Low latency network stack: practical tuning
Networking performance often caps end to end speedups. Enable Receive Side Scaling so packets are distributed across cores, and align RSS queues with worker thread affinity. In user space, reduce copy overhead with zero copy APIs where available. For TCP, disable Nagle with TCP NODELAY when you need prompt small writes, but verify packet rates and congestion. Use busy poll or adaptive poll modes carefully to cut latency at the cost of extra CPU. Consider kernel bypass frameworks such as DPDK or AF XDP for extreme cases, while acknowledging their operational complexity. Size ring buffers appropriately, pin interrupts to the same cores that process packets, and use SO REUSEPORT to spread accepts across workers. Instrument with packet timestamping to separate network jitter from application delays.
Bringing it together: a workflow for reliable speedups
A repeatable workflow prevents accidental regressions. First, profile the single core baseline and write a load generator that mimics production request patterns. Second, introduce shared memory parallelism with minimal synchronization, verifying correctness under stress and with thread sanitizers. Third, apply CPU affinity optimization only after measuring scheduler behavior, confirming that pinning reduces migrations and cache misses. Fourth, tune the network stack so receive and send paths line up with worker placement.
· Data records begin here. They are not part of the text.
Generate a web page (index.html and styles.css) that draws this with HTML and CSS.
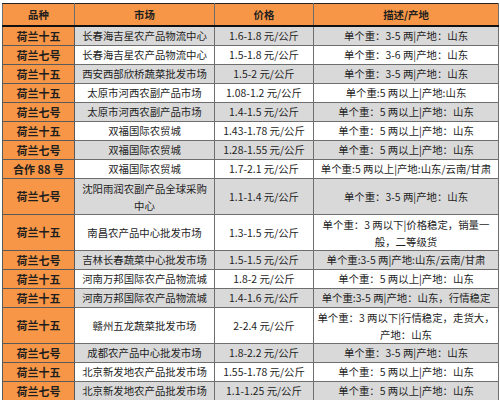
FILE: index.html
```html
<!DOCTYPE html>
<html>
<head>
<meta charset="utf-8">
<link rel="stylesheet" href="styles.css">
</head>
<body>
<table class="grid">
<colgroup><col class="c1"><col class="c2"><col class="c3"><col class="c4"></colgroup>
<thead>
<tr><th>品种</th><th>市场</th><th>价格</th><th>描述/产地</th></tr>
</thead>
<tbody>
<tr class="g"><td class="k">荷兰十五</td><td>长春海吉星农产品物流中心</td><td>1.6-1.8 元/公斤</td><td>单个重：3-5 两|产地：山东</td></tr>
<tr><td class="k">荷兰七号</td><td>长春海吉星农产品物流中心</td><td>1.5-1.8 元/公斤</td><td>单个重：3-6 两|产地：山东</td></tr>
<tr class="g"><td class="k">荷兰十五</td><td>西安西部欣桥蔬菜批发市场</td><td>1.5-2 元/公斤</td><td>单个重：3-5 两|产地：山东</td></tr>
<tr><td class="k">荷兰十五</td><td>太原市河西农副产品市场</td><td>1.08-1.2 元/公斤</td><td>单个重:5 两以上|产地:山东</td></tr>
<tr class="g"><td class="k">荷兰七号</td><td>太原市河西农副产品市场</td><td>1.4-1.5 元/公斤</td><td>单个重：5 两以上|产地：山东</td></tr>
<tr><td class="k">荷兰十五</td><td>双福国际农贸城</td><td>1.43-1.78 元/公斤</td><td>单个重：5 两以上|产地：山东</td></tr>
<tr class="g"><td class="k">荷兰七号</td><td>双福国际农贸城</td><td>1.28-1.55 元/公斤</td><td>单个重：5 两以上|产地：山东</td></tr>
<tr><td class="k">合作 88 号</td><td>双福国际农贸城</td><td>1.7-2.1 元/公斤</td><td>单个重:5 两以上|产地:山东/云南/甘肃</td></tr>
<tr class="g t"><td class="k">荷兰七号</td><td>沈阳雨润农副产品全球采购<br>中心</td><td>1.1-1.4 元/公斤</td><td>单个重：3-5 两|产地：山东</td></tr>
<tr class="t"><td class="k">荷兰十五</td><td>南昌农产品中心批发市场</td><td>1.3-1.5 元/公斤</td><td>单个重：3 两以下|价格稳定，销量一<br>般，二等级货</td></tr>
<tr class="g"><td class="k">荷兰七号</td><td>吉林长春蔬菜中心批发市场</td><td>1.5-1.5 元/公斤</td><td>单个重:3-5 两|产地:山东/云南/甘肃</td></tr>
<tr><td class="k">荷兰十五</td><td>河南万邦国际农产品物流城</td><td>1.8-2 元/公斤</td><td>单个重：5 两以上|产地：山东</td></tr>
<tr class="g"><td class="k">荷兰十五</td><td>河南万邦国际农产品物流城</td><td>1.4-1.6 元/公斤</td><td>单个重:3-5 两|产地：山东，行情稳定</td></tr>
<tr class="t"><td class="k">荷兰十五</td><td>赣州五龙蔬菜批发市场</td><td>2-2.4 元/公斤</td><td>单个重：3 两以下|行情稳定，走货大，<br>产地：山东</td></tr>
<tr class="g"><td class="k">荷兰七号</td><td>成都农产品中心批发市场</td><td>1.8-2.2 元/公斤</td><td>单个重：3-5 两|产地：山东</td></tr>
<tr><td class="k">荷兰十五</td><td>北京新发地农产品批发市场</td><td>1.55-1.78 元/公斤</td><td>单个重：5 两以上|产地：山东</td></tr>
<tr class="g"><td class="k">荷兰七号</td><td>北京新发地农产品批发市场</td><td>1.1-1.25 元/公斤</td><td>单个重：5 两以上|产地：山东</td></tr>
</tbody>
</table>
</body>
</html>
```
FILE: styles.css
```css
html, body {
  margin: 0;
  padding: 0;
  background: #ffffff;
}
body {
  padding: 3px 0 0 2px;
  font-family: "Noto Sans CJK SC", "Noto Sans", sans-serif;
  color: #1e1e1e;
}
.grid {
  border-collapse: collapse;
  table-layout: fixed;
  width: 496px;
  font-size: 10.4px;
}
.c1 { width: 72px; }
.c2 { width: 140px; }
.c3 { width: 99px; }
.c4 { width: 185px; }
.grid th, .grid td {
  padding: 0;
  text-align: center;
  vertical-align: middle;
  white-space: nowrap;
  overflow: hidden;
  border: 1px solid #6e6e6e;
  line-height: 16px;
}
.grid th {
  background: #f79646;
  font-weight: bold;
  height: 21px;
  border-top: 1px solid #222;
  border-bottom: 2px solid #111;
}
.grid td {
  height: 18px;
  background: #ffffff;
}
.grid tr.g td {
  background: #d9d9d9;
}
.grid tr.t td {
  height: 35px;
  line-height: 17px;
}
.grid td.k, .grid tr.g td.k {
  background: #f79646;
  font-weight: bold;
  font-size: 11px;
  border-color: #5a5a5a;
}
```
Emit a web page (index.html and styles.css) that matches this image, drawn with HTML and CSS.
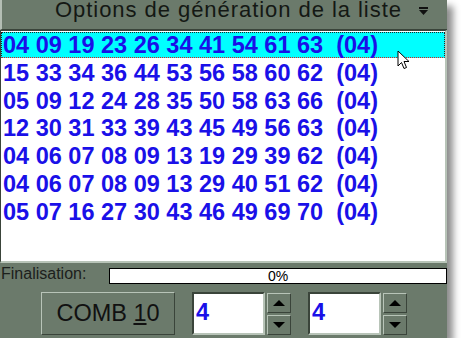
FILE: index.html
```html
<!DOCTYPE html>
<html lang="fr">
<head>
  <meta charset="UTF-8" />
  <title>Options de génération de la liste</title>
  <link rel="stylesheet" href="styles.css">
</head>
<body>
  <div class="window">
    <!-- Header with dropdown arrow -->
    <div class="header">
      <span class="title">Options de génération de la liste</span>
      <svg class="drop" width="9" height="8" viewBox="0 0 9 8">
        <rect x="0" y="0" width="9" height="2" fill="#111"/>
        <polygon points="0,3 9,3 4.5,8" fill="#111"/>
      </svg>
    </div>

    <!-- List of combinations -->
    <div class="list">
      <div class="row selected">04 09 19 23 26 34 41 54 61 63&nbsp; (04)</div>
      <div class="row">15 33 34 36 44 53 56 58 60 62&nbsp; (04)</div>
      <div class="row">05 09 12 24 28 35 50 58 63 66&nbsp; (04)</div>
      <div class="row">12 30 31 33 39 43 45 49 56 63&nbsp; (04)</div>
      <div class="row">04 06 07 08 09 13 19 29 39 62&nbsp; (04)</div>
      <div class="row">04 06 07 08 09 13 29 40 51 62&nbsp; (04)</div>
      <div class="row">05 07 16 27 30 43 46 49 69 70&nbsp; (04)</div>
      <svg class="cursor" width="14" height="20" viewBox="0 0 14 20">
        <path d="M1 1 L1 16 L4.5 12.5 L7 18.5 L9.5 17.5 L7 11.5 L12 11.5 Z" fill="#fff" stroke="#000" stroke-width="1"/>
      </svg>
    </div>

    <!-- Progress -->
    <div class="progress-row">
      <span class="label">Finalisation:</span>
      <div class="bar">0%</div>
    </div>

    <!-- Controls -->
    <div class="controls">
      <button class="comb">COMB <u>1</u>0</button>
      <div class="spin">
        <div class="spin-box">4</div>
        <div class="spin-btns">
          <div class="spin-btn"><span class="arrow up"></span></div>
          <div class="spin-btn"><span class="arrow down"></span></div>
        </div>
      </div>
      <div class="spin">
        <div class="spin-box">4</div>
        <div class="spin-btns">
          <div class="spin-btn"><span class="arrow up"></span></div>
          <div class="spin-btn"><span class="arrow down"></span></div>
        </div>
      </div>
    </div>
  </div>
</body>
</html>
```

FILE: styles.css
```css
body {
  margin: 0;
  background: #fff;
  font-family: 'Liberation Sans', Arial, sans-serif;
}
/* Main dialog panel with drop shadow */
.window {
  width: 447px;
  height: 338px;
  background: #6b7a6b;
  box-shadow: 6px 6px 7px rgba(0, 0, 0, 0.45);
  display: flex;
  flex-direction: column;
}
/* Header bar */
.header {
  height: 30px;
  flex-shrink: 0;
  border-left: 2px solid #b4beb4;
  border-bottom: 1px solid #3a443a;
  display: flex;
  align-items: flex-start;
  box-sizing: border-box;
}
.title {
  margin-left: 53px;
  font-size: 22px;
  line-height: 20px;
  letter-spacing: 0.95px;
  color: #141814;
}
.drop {
  margin-left: auto;
  margin-right: 19px;
  margin-top: 7px;
}
/* List box */
.list {
  position: relative;
  height: 233px;
  flex-shrink: 0;
  padding-top: 1px;
  background: #fff;
  border-top: 1px solid #3a443a;
  border-left: 1px solid #3a443a;
  border-right: 2px solid #b8c4b8;
  border-bottom: 2px solid #b8c4b8;
  box-sizing: border-box;
}
.row {
  height: 27.8px;
  line-height: 27px;
  padding-left: 2px;
  font-size: 23.5px;
  font-weight: bold;
  color: #1a10e8;
  white-space: pre;
  box-sizing: border-box;
}
.row.selected {
  background: #00ffff;
  border: 1px dotted #222;
  border-bottom-color: #d02020;
  height: 26px;
  line-height: 25px;
  padding-left: 1px;
  margin-bottom: 1.8px;
}
.cursor {
  position: absolute;
  left: 396px;
  top: 19px;
}
/* Progress row */
.progress-row {
  height: 29px;
  flex-shrink: 0;
  display: flex;
  align-items: flex-start;
}
.label {
  font-size: 16px;
  color: #1c201c;
  margin-left: 1px;
  margin-top: 2px;
}
.bar {
  margin-left: auto;
  margin-top: 5px;
  width: 338px;
  height: 16px;
  background: #fff;
  border: 1px solid #000;
  box-sizing: border-box;
  font-size: 14px;
  line-height: 14px;
  text-align: center;
  color: #000;
}
/* Bottom controls */
.controls {
  display: flex;
  align-items: flex-start;
  padding-left: 41px;
  gap: 17px;
}
.comb {
  width: 134px;
  height: 43px;
  background: #6b7a6b;
  border: 1px solid;
  border-color: #b8c4b8 #3a443a #3a443a #b8c4b8;
  font-family: 'Liberation Sans', Arial, sans-serif;
  font-size: 23.5px;
  color: #111;
  padding: 0;
}
.spin {
  display: flex;
  gap: 2px;
}
.spin-box {
  width: 73px;
  height: 43px;
  background: #fff;
  border: 2px solid;
  border-color: #3a443a #b8c4b8 #b8c4b8 #3a443a;
  box-sizing: border-box;
  font-size: 23.5px;
  font-weight: bold;
  color: #1a10e8;
  padding-left: 2px;
  line-height: 36px;
}
.spin-btns {
  display: flex;
  flex-direction: column;
  gap: 2px;
  padding-top: 1px;
}
.spin-btn {
  width: 24px;
  height: 20px;
  border: 1px solid;
  border-color: #b8c4b8 #3a443a #3a443a #b8c4b8;
  box-sizing: border-box;
  display: flex;
  align-items: center;
  justify-content: center;
}
.arrow {
  width: 0;
  height: 0;
  border-left: 6px solid transparent;
  border-right: 6px solid transparent;
}
.arrow.up {
  border-bottom: 6px solid #000;
}
.arrow.down {
  border-top: 6px solid #000;
}
```
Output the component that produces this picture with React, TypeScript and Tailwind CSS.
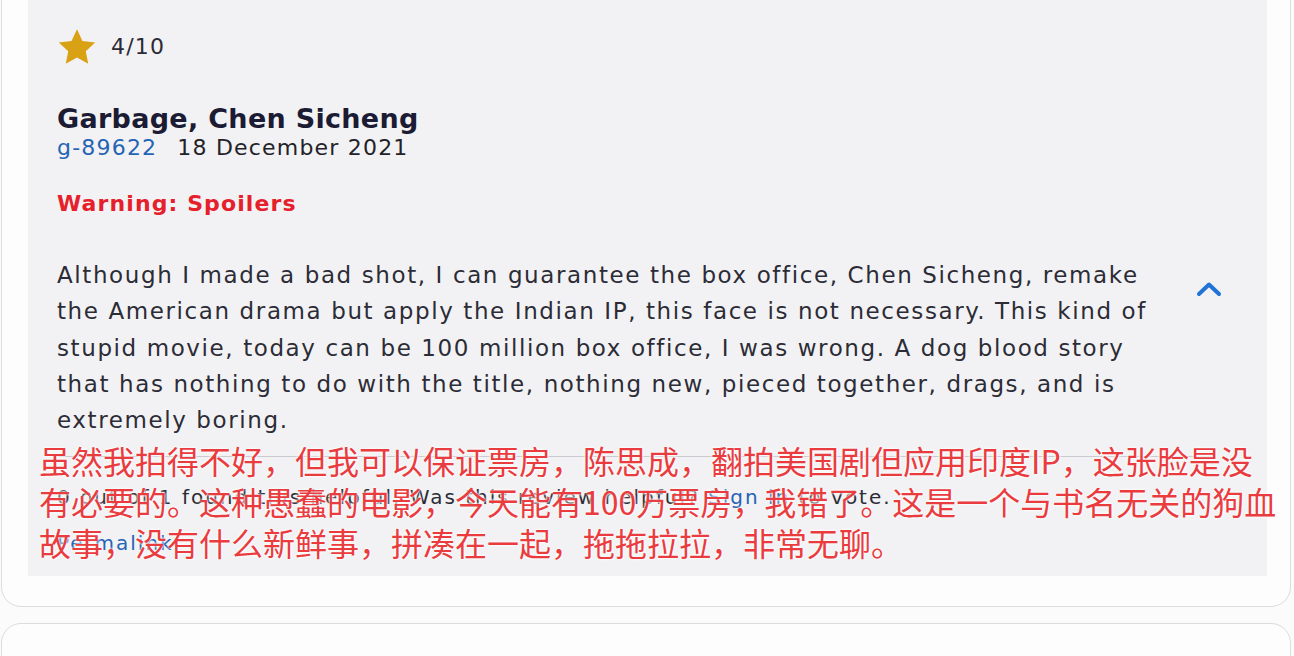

Finally, capture results with flame graphs, hardware counters, and latency histograms, and encode the best settings as configuration so they survive deployments and kernel updates.
Conclusion Sustained multicore performance comes from disciplined measurement, locality aware data layouts, and judicious interaction with the kernel scheduler and network stack. By iterating in small, observable steps and validating each change under realistic load, teams can turn multiple cores into predictable throughput and lower latency rather than unpredictable complexity.